-- start of LISTED ENTRIES --
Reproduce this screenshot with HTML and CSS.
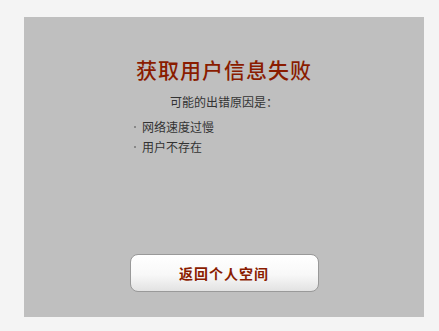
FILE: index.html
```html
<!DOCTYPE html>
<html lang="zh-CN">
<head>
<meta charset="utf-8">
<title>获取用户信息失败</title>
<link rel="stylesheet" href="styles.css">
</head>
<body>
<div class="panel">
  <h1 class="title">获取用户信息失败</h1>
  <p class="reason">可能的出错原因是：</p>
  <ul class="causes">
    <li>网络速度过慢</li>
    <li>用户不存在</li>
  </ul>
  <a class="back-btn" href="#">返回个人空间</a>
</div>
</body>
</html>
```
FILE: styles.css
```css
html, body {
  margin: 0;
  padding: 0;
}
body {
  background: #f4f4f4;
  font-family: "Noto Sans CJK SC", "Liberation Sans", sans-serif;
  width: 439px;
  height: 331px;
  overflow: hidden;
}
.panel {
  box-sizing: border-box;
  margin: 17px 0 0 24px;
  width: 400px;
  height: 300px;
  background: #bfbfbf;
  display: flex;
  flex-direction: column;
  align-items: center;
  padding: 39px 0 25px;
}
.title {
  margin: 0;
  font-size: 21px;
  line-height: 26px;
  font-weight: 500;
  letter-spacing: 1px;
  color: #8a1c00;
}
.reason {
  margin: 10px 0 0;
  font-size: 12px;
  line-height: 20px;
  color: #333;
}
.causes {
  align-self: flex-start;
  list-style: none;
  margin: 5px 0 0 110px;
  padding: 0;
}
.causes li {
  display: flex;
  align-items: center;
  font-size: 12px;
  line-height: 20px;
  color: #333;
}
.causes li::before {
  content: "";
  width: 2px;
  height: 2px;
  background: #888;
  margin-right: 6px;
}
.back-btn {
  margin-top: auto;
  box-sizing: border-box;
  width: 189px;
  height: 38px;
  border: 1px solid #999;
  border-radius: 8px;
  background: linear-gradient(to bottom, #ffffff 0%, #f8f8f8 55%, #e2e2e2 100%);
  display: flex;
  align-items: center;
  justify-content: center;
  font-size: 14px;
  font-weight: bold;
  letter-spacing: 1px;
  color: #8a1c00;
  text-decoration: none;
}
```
-- end of LISTED ENTRIES --
-- start of LISTED ENTRIES --
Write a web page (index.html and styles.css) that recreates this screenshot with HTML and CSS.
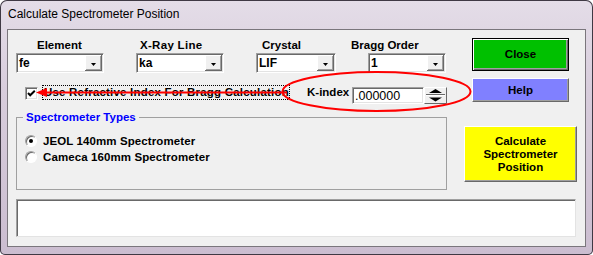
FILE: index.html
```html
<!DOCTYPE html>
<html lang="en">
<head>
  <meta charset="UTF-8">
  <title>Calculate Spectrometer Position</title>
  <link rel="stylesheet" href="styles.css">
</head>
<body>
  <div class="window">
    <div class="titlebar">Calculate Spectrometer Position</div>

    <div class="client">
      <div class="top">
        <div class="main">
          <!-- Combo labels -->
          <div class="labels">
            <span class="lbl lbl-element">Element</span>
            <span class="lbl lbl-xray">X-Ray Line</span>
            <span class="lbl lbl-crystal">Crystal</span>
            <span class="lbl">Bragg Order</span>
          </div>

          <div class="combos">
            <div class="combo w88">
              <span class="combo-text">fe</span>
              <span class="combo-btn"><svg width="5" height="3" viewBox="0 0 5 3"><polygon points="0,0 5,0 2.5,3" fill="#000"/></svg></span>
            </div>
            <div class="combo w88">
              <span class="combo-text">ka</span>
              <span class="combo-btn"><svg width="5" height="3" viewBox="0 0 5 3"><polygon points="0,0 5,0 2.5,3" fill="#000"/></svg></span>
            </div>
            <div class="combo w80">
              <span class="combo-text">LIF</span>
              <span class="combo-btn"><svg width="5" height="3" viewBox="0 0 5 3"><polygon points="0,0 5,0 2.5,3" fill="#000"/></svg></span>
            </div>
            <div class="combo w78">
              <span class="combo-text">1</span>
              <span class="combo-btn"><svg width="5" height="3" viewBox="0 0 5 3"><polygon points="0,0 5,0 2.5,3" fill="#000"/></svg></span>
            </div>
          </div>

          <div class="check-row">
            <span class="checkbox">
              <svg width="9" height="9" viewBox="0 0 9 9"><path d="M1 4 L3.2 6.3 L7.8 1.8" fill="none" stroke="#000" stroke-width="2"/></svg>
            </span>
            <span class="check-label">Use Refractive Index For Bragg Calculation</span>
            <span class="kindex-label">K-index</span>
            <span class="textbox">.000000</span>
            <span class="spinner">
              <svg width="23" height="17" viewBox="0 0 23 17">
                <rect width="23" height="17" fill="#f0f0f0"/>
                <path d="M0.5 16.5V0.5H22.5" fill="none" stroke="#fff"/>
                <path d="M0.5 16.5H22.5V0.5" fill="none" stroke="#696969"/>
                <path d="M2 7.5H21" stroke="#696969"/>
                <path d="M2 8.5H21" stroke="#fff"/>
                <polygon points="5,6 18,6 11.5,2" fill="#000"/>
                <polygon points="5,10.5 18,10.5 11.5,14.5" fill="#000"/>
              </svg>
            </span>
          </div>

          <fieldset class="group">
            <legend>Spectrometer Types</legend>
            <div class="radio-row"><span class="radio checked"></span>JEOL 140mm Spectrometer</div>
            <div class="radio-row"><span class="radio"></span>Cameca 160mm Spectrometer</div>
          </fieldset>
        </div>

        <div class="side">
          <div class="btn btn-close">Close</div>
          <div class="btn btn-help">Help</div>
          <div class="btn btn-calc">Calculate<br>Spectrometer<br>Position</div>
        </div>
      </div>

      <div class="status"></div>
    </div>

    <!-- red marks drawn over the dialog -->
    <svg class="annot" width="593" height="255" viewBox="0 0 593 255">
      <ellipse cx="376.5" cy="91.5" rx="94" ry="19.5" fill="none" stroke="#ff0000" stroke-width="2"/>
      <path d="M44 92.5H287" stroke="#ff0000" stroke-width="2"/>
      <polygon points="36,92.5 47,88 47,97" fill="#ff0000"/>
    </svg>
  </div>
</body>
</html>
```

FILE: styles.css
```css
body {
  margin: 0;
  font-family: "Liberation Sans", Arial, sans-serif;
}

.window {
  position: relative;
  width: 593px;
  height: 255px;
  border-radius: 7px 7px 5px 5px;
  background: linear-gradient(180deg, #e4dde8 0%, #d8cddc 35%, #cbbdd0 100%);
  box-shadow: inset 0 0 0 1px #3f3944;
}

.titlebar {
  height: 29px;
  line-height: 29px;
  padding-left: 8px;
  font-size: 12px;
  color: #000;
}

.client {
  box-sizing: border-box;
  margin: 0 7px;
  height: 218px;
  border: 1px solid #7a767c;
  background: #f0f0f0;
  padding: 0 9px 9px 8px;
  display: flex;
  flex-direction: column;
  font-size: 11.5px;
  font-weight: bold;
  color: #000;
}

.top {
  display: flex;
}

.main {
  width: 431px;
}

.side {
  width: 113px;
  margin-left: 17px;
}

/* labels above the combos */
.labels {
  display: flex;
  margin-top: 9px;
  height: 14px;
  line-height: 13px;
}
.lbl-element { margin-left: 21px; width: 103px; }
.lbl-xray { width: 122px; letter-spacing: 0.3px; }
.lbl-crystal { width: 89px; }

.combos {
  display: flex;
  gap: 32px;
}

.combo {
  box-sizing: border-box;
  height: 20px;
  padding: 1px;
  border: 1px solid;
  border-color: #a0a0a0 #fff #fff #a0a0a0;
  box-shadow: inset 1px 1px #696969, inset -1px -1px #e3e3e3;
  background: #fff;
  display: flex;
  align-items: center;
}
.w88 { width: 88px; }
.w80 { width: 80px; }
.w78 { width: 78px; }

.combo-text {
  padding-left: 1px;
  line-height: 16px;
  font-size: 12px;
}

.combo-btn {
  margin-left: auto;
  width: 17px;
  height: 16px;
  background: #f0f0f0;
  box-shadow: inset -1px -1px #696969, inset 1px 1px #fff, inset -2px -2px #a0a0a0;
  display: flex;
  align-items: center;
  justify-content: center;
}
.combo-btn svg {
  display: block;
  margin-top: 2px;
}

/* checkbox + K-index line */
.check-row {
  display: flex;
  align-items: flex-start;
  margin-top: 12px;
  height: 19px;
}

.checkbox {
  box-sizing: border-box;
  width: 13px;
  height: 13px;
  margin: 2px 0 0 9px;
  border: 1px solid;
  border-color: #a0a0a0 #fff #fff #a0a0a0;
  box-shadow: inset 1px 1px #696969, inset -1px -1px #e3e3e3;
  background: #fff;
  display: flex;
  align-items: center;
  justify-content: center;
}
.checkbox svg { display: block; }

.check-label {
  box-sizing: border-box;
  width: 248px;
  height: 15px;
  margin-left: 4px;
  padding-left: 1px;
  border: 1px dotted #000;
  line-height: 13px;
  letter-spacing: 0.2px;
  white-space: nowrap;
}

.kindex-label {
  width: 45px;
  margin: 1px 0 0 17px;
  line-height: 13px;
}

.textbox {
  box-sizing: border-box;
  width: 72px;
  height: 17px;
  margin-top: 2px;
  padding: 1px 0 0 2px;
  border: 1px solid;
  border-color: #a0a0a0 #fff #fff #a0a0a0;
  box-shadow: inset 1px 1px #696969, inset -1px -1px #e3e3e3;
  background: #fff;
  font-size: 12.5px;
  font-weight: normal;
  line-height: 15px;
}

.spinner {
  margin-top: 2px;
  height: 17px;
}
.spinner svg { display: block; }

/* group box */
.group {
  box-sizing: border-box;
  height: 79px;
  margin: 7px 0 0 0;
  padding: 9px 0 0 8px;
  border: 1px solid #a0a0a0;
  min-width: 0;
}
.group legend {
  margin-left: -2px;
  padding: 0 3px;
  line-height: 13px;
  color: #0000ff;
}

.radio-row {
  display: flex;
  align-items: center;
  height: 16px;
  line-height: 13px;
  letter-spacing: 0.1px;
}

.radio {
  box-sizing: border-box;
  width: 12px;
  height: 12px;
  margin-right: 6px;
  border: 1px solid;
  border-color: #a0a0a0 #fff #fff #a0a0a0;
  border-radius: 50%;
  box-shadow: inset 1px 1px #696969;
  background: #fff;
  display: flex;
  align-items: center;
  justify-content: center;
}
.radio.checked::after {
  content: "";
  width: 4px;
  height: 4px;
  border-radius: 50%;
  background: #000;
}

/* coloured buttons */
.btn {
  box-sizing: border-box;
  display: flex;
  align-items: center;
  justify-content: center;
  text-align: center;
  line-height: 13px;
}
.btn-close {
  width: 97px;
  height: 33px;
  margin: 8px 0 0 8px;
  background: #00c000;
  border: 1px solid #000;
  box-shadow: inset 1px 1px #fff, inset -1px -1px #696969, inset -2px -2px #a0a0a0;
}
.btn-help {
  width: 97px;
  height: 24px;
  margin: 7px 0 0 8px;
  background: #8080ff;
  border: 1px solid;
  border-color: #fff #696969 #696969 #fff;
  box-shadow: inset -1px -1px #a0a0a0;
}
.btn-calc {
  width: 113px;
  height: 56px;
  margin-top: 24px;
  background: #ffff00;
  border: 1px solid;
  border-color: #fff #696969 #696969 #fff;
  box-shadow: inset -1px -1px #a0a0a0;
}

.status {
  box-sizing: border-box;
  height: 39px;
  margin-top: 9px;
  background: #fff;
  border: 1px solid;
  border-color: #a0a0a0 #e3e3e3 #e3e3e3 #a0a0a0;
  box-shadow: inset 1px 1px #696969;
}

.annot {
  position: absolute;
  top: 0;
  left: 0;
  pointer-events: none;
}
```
-- end of LISTED ENTRIES --
GIVEN EXERCISE:
Count how many lines in the data contain the word "this", giving the number without comment.

EXERCISE SOLUTION:
2